Naturally, he has no idea is talking to a woman who managed to kill (and entomb) 5 people last week alone.  He thinks he is talking to a neighborhood contractor.

The conversation runs invisibly on two rails, the assumptions of the salesmen and the assassin working side by side.

The salesman calls his nail gun “powder driven.”

“Power driven?” the assassin asks.

“No, powder driven,” the salesman replies.

“Like gun powder.” she says.

He says, “The DX460 is fully automatic with a 27 calibre charge.  Wood, concrete, steel, she’ll throw a fastener into anything and for my money she handles recoil better than the Simpson or the P3500.”

She says, “27 calibre, huh.”

He says, “It’s not large ballistically but it’s enough.  Anything more than that and they would add to the recoil.”

It turns out the nail gun is metaphorically a lot like a real gun.  Or guys being guys, they just can’t resist making the comparison as an act of self aggrandizement. 

But all this gun-ish talk shakes something lose in the assassin.

She says, “I seen a tiny ass 22 drop a nigger plenty of days, man.  […]  Big joints, though.  Big joints just break the bones and you say ‘fuck it.’”  She laughs.

No more metaphor.  The concert is over.  The salesman sees he’s not talking to a contractor.  He’s speechless.  Someone has called his metaphor and raised it.  This is real guns, real violence, a real gangster.

The assassin goes out to the parking lot where her partner in crime is waiting in an SUV.  He asks if the new gun will hold a charge better, and she says,

“Fuck the charge.  This here is a gun powder activated, 27 calibre, full auto, no kick back, never through mayhem, man.  This shit is tight.” 

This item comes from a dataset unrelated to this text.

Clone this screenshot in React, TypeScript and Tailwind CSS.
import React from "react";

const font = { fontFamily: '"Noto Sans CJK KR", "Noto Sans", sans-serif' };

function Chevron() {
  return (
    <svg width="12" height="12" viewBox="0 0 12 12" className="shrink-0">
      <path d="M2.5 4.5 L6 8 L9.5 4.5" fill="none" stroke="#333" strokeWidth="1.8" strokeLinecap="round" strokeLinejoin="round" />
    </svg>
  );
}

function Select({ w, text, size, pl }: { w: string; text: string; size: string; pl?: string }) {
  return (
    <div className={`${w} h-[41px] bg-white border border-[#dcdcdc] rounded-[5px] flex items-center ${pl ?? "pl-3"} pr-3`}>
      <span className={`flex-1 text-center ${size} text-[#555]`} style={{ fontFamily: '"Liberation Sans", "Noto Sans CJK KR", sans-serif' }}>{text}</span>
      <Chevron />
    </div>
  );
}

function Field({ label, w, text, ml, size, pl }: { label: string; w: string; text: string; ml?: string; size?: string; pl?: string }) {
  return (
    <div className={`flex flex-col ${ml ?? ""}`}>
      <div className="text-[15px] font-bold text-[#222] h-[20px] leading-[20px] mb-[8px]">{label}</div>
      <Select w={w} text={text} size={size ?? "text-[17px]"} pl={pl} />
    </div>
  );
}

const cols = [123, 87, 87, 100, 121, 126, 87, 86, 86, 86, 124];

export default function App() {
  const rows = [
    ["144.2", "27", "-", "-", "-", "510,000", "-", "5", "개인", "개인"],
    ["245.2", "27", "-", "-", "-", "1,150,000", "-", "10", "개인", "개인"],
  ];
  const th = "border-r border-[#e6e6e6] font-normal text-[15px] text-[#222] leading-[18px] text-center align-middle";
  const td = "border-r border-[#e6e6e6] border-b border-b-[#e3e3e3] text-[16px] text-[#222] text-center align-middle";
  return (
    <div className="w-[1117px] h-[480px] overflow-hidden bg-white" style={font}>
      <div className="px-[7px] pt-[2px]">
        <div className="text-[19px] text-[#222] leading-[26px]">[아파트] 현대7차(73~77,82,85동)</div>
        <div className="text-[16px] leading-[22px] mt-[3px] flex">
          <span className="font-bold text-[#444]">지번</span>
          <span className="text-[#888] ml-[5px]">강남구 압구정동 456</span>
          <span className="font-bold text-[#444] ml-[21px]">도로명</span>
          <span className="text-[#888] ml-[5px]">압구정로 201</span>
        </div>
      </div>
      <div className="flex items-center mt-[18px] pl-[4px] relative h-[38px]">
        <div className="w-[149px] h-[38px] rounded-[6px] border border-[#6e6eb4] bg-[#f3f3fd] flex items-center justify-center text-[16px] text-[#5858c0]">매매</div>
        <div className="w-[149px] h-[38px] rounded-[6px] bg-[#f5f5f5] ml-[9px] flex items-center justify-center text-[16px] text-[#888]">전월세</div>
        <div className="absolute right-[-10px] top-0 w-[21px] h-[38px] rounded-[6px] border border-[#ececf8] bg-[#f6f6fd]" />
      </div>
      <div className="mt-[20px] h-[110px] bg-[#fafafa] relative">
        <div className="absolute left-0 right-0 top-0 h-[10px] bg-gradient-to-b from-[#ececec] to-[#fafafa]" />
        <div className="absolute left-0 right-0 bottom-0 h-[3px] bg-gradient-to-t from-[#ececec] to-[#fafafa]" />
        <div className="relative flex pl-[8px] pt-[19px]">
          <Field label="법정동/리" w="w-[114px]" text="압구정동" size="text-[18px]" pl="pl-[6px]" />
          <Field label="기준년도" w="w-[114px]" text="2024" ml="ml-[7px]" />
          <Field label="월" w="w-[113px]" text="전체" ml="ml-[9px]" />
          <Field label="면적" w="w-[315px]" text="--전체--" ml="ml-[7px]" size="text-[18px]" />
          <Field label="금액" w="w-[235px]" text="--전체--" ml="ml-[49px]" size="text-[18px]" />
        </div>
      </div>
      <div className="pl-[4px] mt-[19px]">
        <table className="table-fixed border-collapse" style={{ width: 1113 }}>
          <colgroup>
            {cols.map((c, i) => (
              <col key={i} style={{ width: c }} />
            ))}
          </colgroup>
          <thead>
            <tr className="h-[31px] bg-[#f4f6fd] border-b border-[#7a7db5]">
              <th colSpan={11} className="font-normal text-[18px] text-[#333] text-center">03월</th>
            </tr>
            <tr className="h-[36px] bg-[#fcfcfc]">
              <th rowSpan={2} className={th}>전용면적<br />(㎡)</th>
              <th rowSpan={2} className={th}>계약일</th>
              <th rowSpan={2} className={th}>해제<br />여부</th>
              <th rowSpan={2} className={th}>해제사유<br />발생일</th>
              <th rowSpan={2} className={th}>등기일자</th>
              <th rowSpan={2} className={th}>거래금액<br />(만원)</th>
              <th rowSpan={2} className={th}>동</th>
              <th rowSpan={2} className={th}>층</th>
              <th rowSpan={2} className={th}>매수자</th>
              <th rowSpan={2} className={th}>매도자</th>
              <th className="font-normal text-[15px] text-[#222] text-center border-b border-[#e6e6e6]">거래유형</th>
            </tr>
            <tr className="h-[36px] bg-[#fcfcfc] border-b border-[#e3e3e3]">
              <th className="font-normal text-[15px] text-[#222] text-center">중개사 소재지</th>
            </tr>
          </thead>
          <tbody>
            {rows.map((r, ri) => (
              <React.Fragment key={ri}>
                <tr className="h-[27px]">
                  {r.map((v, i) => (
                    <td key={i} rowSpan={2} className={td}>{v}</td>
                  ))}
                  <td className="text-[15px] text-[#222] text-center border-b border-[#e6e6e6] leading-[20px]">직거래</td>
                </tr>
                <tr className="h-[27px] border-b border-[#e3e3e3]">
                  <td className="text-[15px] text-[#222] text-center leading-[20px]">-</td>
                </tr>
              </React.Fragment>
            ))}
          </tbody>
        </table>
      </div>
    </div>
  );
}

Her partner laughs and she says,

“Fuck nailing boards.  We could kill a couple of mother fuckers with this shit right here.”   Geez, we can dump the metaphor.  The nail gun isn’t like a gun.  It is a gun.  

Perfect.  Has anything this good appeared on TV before or since?  Now that you have your new iPad, load it up with a little David Simon genius.